15. SUMMARY AND CONCLUSION
An array of studies has looked into the melatonin as a powerful salutary molecule with diverse biological activities including oncostatic, anti-oxidative, immunomodulatory, and anti-inflammatory properties. Results from these studies have shed light to use melatonin as a potential adjuvant of chemotherapy (209,210).
Melatonin reduces the interaction of carcinogens with DNA and decreases the oxidative stress caused by carcinogens. Melatonin also protects against damage to cellular macromolecules and other elusive mechanisms. The antitumor effects of melatonin are amplified by its activities blocking cell proliferation, enhancing tumor apoptotic pathways, strengthening the immune system, and suppressing angiogenesis. In addition, melatonin reduces toxicities of various antineoplastic drugs on normal cells, therefore, enhances the tolerance of patients to chemotherapy.

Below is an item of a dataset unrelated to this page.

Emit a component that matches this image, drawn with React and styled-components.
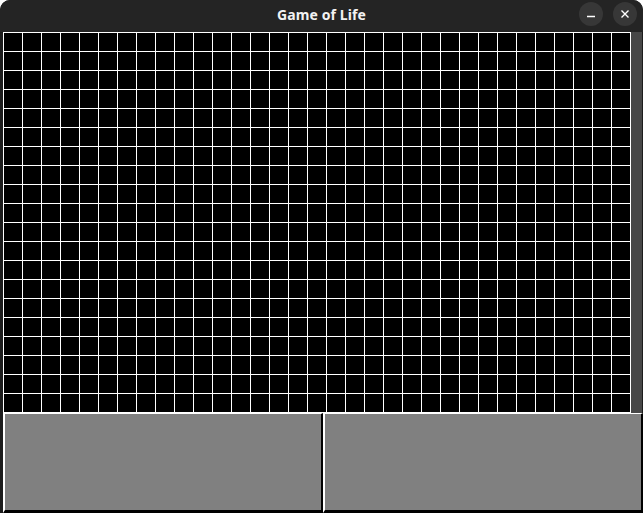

This review explores melatonin's potential as an adjuvant in combination with chemotherapy for improving survival and quality of life for cancer patients. Further studies are required to unravel the clinical outcomes of melatonin as an adjuvant with classic anticancer drugs. Furthermore, mechanisms of melatonin in mitigating the toxicities of anticancer drugs should be further explored. In conclusion, our review encourages further research and clinical trials to identify the effectiveness of melatonin in inhibiting carcinogens, checking cancer development, and ameliorating toxicities induced by anticancer drugs. Understanding the underlying molecular events will present a clear picture of the mode of action of melatonin, and its role as a potential adjuvant in cancer therapy will obtain greater recognition.
ACKNOWLEDGEMENTS
Souradipta Chakraborty is extremely grateful for the financial assistance that she has received as a Junior Research Fellow(JRF) [200510284471] under the UGC scheme, Govt. of India. Swaimanti Sarkar is receiving financial assistance as a Senior Research Fellow (SRF) [709/(CSIR-UGC NET DEC. 2018] under the Joint CSIR-UGC scheme, Govt. of India. Dr. Aindrila Chattopadhyay is supported by funds available to her from Department of Science and Technology, Govt. of West Bengal. Prof. Debasish Bandyopadhyay thankfully acknowledges the support he received from Departmental BI Grant and DST-PURSE Program awarded to the University of Calcutta.
AUTHORSHIP
The concept of the review article was developed by Dr. DB, Dr. AC, SS and SC. Moreover, SC and SS contributed in drafting the manuscript, prepared the figures, and edited it. Dr. DB and Dr. AC revised the manuscript critically and finally approved it.
CONFLICT OF INTEREST
Authors declare no conflict of interest.